How to find a windows end of line (EOL) character

I have several hundred GB of data that I need to paste together using the unix paste utility in Cygwin, but it won't work properly if there are windows EOL characters in the files. The data may or may not have windows EOL characters, and I don't want to spend the time running dos2unix if I don't have to.
So my question is, in Cygwin, how can I figure out whether these files have windows EOL CRLF characters?
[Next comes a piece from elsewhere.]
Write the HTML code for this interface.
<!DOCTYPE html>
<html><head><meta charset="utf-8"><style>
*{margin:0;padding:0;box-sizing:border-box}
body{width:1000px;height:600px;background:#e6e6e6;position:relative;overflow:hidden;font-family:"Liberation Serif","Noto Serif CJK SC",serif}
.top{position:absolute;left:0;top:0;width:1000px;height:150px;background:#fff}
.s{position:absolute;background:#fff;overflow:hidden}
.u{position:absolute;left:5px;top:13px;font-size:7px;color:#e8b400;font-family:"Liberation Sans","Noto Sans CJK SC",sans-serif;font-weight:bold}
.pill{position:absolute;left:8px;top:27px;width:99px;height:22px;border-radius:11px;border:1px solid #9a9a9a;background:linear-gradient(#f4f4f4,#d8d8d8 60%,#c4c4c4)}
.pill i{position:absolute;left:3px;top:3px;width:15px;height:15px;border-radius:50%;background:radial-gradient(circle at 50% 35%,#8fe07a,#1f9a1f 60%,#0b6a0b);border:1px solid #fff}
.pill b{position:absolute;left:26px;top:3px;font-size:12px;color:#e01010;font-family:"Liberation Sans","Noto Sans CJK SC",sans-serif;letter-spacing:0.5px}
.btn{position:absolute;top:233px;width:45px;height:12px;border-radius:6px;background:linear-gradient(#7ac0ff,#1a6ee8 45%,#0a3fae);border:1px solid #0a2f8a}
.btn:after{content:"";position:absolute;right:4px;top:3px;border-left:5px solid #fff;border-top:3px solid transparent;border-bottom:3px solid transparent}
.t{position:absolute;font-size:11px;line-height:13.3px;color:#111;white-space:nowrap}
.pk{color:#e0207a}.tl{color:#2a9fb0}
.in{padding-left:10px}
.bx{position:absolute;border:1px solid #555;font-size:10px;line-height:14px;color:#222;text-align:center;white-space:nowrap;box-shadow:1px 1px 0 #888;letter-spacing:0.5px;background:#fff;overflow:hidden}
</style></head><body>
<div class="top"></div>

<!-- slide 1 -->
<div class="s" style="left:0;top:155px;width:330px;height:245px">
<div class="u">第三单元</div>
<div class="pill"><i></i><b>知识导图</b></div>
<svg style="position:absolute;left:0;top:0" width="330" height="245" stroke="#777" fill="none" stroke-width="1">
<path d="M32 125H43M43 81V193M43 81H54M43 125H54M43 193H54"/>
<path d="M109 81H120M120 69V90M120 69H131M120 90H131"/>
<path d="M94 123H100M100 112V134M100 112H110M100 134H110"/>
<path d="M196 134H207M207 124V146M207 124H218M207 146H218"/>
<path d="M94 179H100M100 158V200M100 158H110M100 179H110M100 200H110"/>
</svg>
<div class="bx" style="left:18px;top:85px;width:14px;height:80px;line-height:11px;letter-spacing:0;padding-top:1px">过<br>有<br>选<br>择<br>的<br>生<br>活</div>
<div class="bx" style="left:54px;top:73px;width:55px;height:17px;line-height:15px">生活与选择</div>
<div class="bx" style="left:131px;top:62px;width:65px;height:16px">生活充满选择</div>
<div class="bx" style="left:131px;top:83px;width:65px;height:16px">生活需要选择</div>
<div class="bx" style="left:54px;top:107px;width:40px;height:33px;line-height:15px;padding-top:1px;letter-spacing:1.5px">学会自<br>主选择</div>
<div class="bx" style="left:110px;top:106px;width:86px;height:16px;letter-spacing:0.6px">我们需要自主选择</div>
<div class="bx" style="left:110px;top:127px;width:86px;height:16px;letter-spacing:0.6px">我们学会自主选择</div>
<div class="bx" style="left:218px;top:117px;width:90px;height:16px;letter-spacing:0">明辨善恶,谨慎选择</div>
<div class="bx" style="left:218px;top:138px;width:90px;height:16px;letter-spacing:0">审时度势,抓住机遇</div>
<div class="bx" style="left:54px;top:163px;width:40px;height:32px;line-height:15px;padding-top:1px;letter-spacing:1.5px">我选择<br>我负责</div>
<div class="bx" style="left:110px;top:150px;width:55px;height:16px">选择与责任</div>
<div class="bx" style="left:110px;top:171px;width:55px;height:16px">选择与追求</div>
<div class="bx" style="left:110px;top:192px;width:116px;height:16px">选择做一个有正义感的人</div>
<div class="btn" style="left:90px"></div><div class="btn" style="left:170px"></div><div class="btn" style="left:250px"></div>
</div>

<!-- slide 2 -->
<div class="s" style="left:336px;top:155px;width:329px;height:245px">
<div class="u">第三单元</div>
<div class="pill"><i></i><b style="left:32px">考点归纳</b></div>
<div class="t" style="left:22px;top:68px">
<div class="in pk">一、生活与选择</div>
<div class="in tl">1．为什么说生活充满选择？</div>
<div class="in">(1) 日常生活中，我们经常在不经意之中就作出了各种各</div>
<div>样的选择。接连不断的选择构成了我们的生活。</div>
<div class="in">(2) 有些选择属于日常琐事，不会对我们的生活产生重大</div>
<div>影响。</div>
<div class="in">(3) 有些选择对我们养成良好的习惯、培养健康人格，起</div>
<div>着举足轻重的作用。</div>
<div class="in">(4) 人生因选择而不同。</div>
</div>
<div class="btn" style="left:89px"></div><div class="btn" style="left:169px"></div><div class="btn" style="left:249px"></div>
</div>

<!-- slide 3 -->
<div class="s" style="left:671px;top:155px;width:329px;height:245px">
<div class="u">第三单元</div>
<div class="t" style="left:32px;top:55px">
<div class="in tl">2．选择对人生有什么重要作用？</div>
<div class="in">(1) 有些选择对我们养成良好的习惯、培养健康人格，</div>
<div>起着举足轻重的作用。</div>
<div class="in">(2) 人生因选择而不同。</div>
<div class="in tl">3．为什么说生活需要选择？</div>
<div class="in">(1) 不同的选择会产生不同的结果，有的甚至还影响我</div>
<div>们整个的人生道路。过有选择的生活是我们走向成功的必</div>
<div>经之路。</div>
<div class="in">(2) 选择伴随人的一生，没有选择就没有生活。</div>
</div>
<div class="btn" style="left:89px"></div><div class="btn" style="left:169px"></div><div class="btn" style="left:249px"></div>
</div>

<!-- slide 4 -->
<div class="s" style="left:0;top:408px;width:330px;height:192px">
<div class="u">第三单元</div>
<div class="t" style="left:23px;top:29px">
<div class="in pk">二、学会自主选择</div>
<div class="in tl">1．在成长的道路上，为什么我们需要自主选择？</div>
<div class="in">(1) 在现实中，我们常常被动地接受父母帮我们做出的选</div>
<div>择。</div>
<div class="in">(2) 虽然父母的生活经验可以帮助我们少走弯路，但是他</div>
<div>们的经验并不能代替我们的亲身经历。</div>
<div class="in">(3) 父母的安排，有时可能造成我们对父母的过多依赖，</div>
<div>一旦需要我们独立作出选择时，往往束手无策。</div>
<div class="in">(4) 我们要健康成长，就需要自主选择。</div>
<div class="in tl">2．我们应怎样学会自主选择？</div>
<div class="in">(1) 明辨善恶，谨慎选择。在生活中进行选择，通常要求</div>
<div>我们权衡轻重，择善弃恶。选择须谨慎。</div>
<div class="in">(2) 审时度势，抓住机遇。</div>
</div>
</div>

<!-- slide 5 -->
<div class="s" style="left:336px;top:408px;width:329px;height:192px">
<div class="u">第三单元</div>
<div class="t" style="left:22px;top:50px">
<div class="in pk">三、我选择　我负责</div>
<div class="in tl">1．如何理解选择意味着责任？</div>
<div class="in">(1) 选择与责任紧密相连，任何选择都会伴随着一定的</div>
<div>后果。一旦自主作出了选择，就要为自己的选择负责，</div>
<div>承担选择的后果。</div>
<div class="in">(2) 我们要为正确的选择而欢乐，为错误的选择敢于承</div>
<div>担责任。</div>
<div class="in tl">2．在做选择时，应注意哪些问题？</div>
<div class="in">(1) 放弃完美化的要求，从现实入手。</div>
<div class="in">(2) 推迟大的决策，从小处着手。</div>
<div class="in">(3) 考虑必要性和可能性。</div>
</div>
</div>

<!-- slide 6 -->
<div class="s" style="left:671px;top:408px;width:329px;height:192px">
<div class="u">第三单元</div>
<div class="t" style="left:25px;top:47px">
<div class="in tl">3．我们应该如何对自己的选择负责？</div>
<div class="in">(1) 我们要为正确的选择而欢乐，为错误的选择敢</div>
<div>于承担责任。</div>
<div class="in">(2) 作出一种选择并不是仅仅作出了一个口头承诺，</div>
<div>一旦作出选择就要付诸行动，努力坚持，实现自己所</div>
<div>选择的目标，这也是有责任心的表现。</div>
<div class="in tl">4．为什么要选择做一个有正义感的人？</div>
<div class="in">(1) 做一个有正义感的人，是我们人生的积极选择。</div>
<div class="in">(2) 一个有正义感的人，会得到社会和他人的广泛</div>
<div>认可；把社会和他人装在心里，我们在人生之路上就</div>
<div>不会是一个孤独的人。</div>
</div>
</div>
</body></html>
I've tried creating some test data and running
sed -r 's/\r\n//' testdata.txt
But that appears to match regardless of whether dos2unix has been run or not.
Thanks.
The file(1) utility knows the difference:
$ file * | grep ASCII
2: ASCII text
3: ASCII English text
a: ASCII C program text
blah: ASCII Java program text
foo.js: ASCII C++ program text
openssh_5.5p1-4ubuntu5.dsc: ASCII text, with very long lines
windows: ASCII text, with CRLF line terminators
file(1) has been optimized to try to read as little of a file as possible, so you may be lucky and drastically reduce the amount of disk IO you need to perform when finding and fixing the CRLF terminators.
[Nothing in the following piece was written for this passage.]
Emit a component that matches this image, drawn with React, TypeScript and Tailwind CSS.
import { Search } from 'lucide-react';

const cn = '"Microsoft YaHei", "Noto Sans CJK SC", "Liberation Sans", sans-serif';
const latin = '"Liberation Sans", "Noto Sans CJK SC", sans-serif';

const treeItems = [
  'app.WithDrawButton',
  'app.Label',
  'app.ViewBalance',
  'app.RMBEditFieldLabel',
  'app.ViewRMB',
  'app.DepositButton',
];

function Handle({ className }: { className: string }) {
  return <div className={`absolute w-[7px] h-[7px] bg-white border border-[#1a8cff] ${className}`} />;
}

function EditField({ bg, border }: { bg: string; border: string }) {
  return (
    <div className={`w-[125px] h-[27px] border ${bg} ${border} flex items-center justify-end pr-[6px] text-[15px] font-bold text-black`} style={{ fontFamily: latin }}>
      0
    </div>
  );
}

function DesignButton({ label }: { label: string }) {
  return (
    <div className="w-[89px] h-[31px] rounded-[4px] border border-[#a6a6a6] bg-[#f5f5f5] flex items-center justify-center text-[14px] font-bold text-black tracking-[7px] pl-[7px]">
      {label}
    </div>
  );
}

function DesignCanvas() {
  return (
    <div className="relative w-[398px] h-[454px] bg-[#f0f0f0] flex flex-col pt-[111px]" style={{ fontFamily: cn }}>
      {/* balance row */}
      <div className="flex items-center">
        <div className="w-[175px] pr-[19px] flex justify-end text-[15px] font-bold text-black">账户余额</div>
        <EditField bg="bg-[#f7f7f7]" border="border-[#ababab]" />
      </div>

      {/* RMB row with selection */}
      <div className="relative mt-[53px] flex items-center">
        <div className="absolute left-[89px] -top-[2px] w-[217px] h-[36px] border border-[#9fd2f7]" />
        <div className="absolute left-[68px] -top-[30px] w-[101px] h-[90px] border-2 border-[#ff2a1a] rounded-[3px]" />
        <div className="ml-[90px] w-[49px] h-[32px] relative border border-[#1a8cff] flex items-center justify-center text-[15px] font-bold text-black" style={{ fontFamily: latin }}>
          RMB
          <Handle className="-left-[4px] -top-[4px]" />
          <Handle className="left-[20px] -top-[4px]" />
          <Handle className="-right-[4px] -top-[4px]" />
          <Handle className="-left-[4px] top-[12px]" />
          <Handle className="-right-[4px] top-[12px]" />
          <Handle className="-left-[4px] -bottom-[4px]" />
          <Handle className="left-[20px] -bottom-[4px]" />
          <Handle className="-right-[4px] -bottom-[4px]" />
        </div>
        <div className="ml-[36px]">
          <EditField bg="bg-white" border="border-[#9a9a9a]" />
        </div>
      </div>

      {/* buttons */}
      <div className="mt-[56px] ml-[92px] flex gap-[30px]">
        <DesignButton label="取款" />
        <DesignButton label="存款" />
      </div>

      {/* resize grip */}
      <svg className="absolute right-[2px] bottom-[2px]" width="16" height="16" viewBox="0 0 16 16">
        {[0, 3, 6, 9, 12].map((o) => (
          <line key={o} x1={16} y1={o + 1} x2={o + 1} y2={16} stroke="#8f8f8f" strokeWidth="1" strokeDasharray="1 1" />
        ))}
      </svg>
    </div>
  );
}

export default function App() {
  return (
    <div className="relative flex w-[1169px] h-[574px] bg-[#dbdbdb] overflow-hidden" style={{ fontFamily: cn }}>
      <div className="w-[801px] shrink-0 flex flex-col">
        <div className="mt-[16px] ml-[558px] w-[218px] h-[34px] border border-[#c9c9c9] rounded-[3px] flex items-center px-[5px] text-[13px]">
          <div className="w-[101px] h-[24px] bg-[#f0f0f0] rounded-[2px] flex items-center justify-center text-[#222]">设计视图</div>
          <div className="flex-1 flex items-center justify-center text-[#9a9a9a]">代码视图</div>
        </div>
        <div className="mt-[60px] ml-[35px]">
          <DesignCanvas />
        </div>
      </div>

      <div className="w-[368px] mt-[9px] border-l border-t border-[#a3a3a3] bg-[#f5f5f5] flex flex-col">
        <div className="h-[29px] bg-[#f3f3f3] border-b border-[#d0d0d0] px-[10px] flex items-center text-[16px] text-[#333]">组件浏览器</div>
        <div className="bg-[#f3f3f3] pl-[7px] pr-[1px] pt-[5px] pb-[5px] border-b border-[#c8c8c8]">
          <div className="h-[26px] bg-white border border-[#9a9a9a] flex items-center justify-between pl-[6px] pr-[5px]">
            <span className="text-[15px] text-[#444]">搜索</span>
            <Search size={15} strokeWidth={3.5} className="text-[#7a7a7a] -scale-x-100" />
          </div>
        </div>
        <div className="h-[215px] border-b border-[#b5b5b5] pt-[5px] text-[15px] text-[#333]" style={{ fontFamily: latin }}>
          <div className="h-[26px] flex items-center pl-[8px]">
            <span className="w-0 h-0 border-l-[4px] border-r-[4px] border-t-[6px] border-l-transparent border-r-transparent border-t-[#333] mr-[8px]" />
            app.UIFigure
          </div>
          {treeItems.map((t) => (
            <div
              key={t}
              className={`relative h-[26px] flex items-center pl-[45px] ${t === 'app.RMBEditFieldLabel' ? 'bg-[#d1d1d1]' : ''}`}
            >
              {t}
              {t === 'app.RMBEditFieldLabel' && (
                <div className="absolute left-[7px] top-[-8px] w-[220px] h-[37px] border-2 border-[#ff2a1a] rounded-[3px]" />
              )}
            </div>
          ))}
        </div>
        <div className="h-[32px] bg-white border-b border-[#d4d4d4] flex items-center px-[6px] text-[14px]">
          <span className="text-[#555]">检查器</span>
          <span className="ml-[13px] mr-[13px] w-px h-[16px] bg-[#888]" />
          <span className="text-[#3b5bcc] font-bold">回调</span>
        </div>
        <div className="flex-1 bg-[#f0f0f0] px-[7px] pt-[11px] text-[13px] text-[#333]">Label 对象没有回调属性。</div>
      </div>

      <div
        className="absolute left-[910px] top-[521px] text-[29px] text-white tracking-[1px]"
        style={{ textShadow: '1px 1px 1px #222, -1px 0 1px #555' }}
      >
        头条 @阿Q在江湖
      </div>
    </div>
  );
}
Note that some cases of CRLF should stay in place: captures of SMTP will use CRLF. But that's up to you. :)
#!/bin/bash
for i in $(find . -type f); do
if file $i | grep CRLF ; then
echo $i
file $i
#dos2unix "$i"
fi
done
Uncomment "#dos2unix "$i"" when you are ready to convert them.
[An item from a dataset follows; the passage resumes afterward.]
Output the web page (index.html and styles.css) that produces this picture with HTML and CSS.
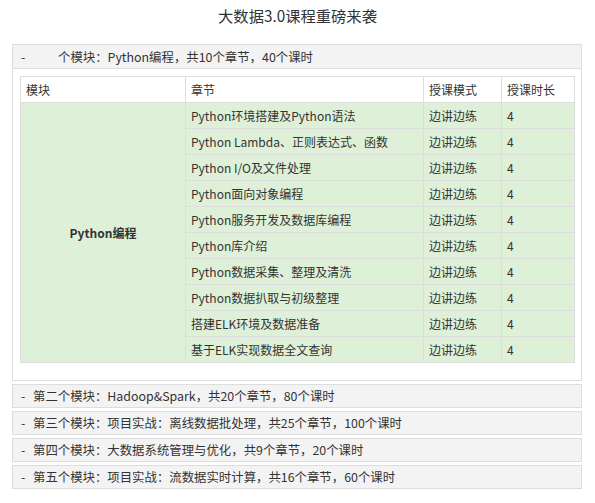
FILE: index.html
```html
<!DOCTYPE html>
<html lang="zh">
<head>
<meta charset="utf-8">
<title>大数据3.0课程重磅来袭</title>
<link rel="stylesheet" href="styles.css">
</head>
<body>
<h1 class="title">大数据3.0课程重磅来袭</h1>
<div class="accordion">
  <div class="panel open">
    <div class="panel-head"><span class="dash">-</span><span class="gap"></span>个模块：Python编程，共10个章节，40个课时</div>
    <div class="panel-body">
      <table class="course">
        <thead>
          <tr><th class="c1">模块</th><th class="c2">章节</th><th class="c3">授课模式</th><th class="c4">授课时长</th></tr>
        </thead>
        <tbody>
          <tr><td class="mod" rowspan="10">Python编程</td><td>Python环境搭建及Python语法</td><td>边讲边练</td><td>4</td></tr>
          <tr><td>Python Lambda、正则表达式、函数</td><td>边讲边练</td><td>4</td></tr>
          <tr><td>Python I/O及文件处理</td><td>边讲边练</td><td>4</td></tr>
          <tr><td>Python面向对象编程</td><td>边讲边练</td><td>4</td></tr>
          <tr><td>Python服务开发及数据库编程</td><td>边讲边练</td><td>4</td></tr>
          <tr><td>Python库介绍</td><td>边讲边练</td><td>4</td></tr>
          <tr><td>Python数据采集、整理及清洗</td><td>边讲边练</td><td>4</td></tr>
          <tr><td>Python数据扒取与初级整理</td><td>边讲边练</td><td>4</td></tr>
          <tr><td>搭建ELK环境及数据准备</td><td>边讲边练</td><td>4</td></tr>
          <tr><td>基于ELK实现数据全文查询</td><td>边讲边练</td><td>4</td></tr>
        </tbody>
      </table>
    </div>
  </div>
  <div class="panel"><div class="panel-head"><span class="dash">-</span>第二个模块：Hadoop&amp;Spark，共20个章节，80个课时</div></div>
  <div class="panel"><div class="panel-head"><span class="dash">-</span>第三个模块：项目实战：离线数据批处理，共25个章节，100个课时</div></div>
  <div class="panel"><div class="panel-head"><span class="dash">-</span>第四个模块：大数据系统管理与优化，共9个章节，20个课时</div></div>
  <div class="panel"><div class="panel-head"><span class="dash">-</span>第五个模块：项目实战：流数据实时计算，共16个章节，60个课时</div></div>
</div>
</body>
</html>
```
FILE: styles.css
```css
* { box-sizing: border-box; }
html, body { margin: 0; padding: 0; background: #fff; }
body {
  font-family: "Noto Sans CJK SC", "Noto Sans", sans-serif;
  color: #333;
  font-size: 12px;
}
.title {
  margin: 0;
  height: 44px;
  padding-top: 1px;
  line-height: 28px;
  font-size: 15.3px;
  font-weight: normal;
  text-align: center;
  color: #333;
}
.accordion {
  margin-left: 12px;
  width: 570px;
  display: flex;
  flex-direction: column;
  gap: 3px;
}
.panel {
  border: 1px solid #ddd;
  background: #fff;
}
.panel-head {
  height: 22px;
  line-height: 22px;
  background: #f3f3f3;
  font-size: 12.4px;
  padding-left: 8px;
  white-space: nowrap;
}
.panel.open .panel-head {
  height: 24px;
  line-height: 24px;
  border-bottom: 1px solid #ddd;
}
.dash {
  display: inline-block;
  width: 12px;
}
.gap {
  display: inline-block;
  width: 25px;
}
.panel-body {
  padding: 7px 6px 17px 7px;
}
.course {
  width: 554px;
  border-collapse: collapse;
  table-layout: fixed;
  font-size: 12px;
}
.course th, .course td {
  border: 1px solid #ddd;
  height: 26px;
  padding: 0 5px;
  text-align: left;
  font-weight: normal;
  white-space: nowrap;
}
.course th { background: #fff; }
.course td { background: #dff0d8; }
.course .c1 { width: 165px; }
.course .c2 { width: 238px; }
.course .c3 { width: 78px; }
.course .c4 { width: 73px; }
.course td.mod {
  text-align: center;
  font-weight: bold;
  vertical-align: middle;
}
```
You can find out using file:
file /mnt/c/BOOT.INI
/mnt/c/BOOT.INI: ASCII text, with CRLF line terminators
CRLF is the significant value here.
If you expect the exit code to be different from sed, it won't be. It will perform a substitution or not depending on the match. The exit code will be true unless there's an error.
You can get a usable exit code from grep, however.
#!/bin/bash
for f in *
do
if head -n 10 "$f" | grep -qs $'\r'
then
dos2unix "$f"
fi
done
grep recursive, with file pattern filter
grep -Pnr --include=*file.sh '\r$' .
output file name, line number and line itself
./test/file.sh:2:here is windows line break
You can use dos2unix's -i option to get information about DOS Unix Mac line breaks (in that order), BOMs, and text/binary without converting the file.
$ dos2unix -i *.txt
6 0 0 no_bom text dos.txt
0 6 0 no_bom text unix.txt
0 0 6 no_bom text mac.txt
6 6 6 no_bom text mixed.txt
50 0 0 UTF-16LE text utf16le.txt
0 50 0 no_bom text utf8unix.txt
50 0 0 UTF-8 text utf8dos.txt
With the "c" flag dos2unix will report files that would be converted, iow files have have DOS line breaks. To report all txt files with DOS line breaks you could do this:
$ dos2unix -ic *.txt
dos.txt
mixed.txt
utf16le.txt
utf8dos.txt
To convert only these files you simply do:
dos2unix -ic *.txt | xargs dos2unix
If you need to go recursive over directories you do:
find -name '*.txt' | xargs dos2unix -ic | xargs dos2unix
See also the man page of dos2unix.
As stated above the 'file' solution works. Maybe the following code snippet may help.
#!/bin/ksh
EOL_UNKNOWN="Unknown" # Unknown EOL
EOL_MAC="Mac" # File EOL Classic Apple Mac (CR)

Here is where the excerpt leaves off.